U.S. and Iran Could Accidentally Trigger Conflict, U.K. Warns

Britain's foreign minister has warned that the U.S. and Iran could accidentally trigger a conflict after tensions between the two countries escalated in recent weeks.

Speaking in Brussels ahead of a meeting of European Union foreign ministries, Jeremy Hunt cautioned that a conflict between Washington and Tehran could further destabilize what is an already precarious situation in the Gulf.

"We are very worried about a conflict, about the risk of a conflict…of an escalation that is unintended," he was quoted as saying by Reuters.

"We need to make sure that we don't end up putting Iran back on the path to renuclearization."

He then called for "a period of calm so that everyone understands what the other side is thinking."

His warning comes less than a week after a significant shift in the dynamic between the U.S. and Iran saw Washington deploy forces in the Gulf.

Last Sunday, National Security Adviser John Bolton announced the USS Abraham Lincoln was making its way toward the Arabian Sea, adding B-52 bombers had also been mobilized in the Gulf.

Bolton cited "troubling and escalatory indications and warnings" from Iran as the motivating factor behind the operation, although he declined to expand on the nature of said warnings.

Alongside the U.S., China, Russia, France and Germany, Britain was one of the signatories of the so-called Joint Comprehensive Plan of Action—more commonly known as the Iran nuclear deal.

Under the deal, which was signed in 2015, Iran pledged to drastically curb its nuclear program. However, President Donald Trump pulled out of the deal last year, in a move strongly opposed by London, Paris and Berlin.
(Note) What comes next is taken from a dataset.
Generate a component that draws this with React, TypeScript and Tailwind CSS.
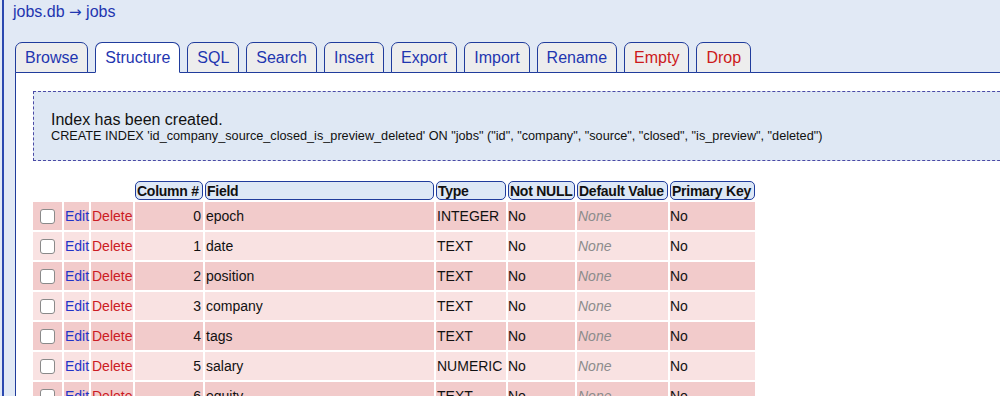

The three governments, however, dismissed "ultimatums" from Iran last week, after Tehran threatened moves that could jeopardize the agreement.

Iran also responded to Washington's deployment of forces, describing the move as "psychological warfare".

Hunt's German counterpart, Heiko Maas, suggested the European Union remained firmly behind the agreement as Iran has so far complied with every requirement.

"We all agree in Europe that this [Iran nuclear] deal is necessary for our security," he said.

"No one wants Iran to be in possession of a nuclear bomb."

Maas and Hunt, along with France's foreign ministry and the European Union's diplomatic chief, Federica Mogherini, will meet U.S. Secretary of State Mike Pompeo on Monday.

The latter, the U.S. State Department said, was due in Brussels "to discuss recent threatening actions and statements."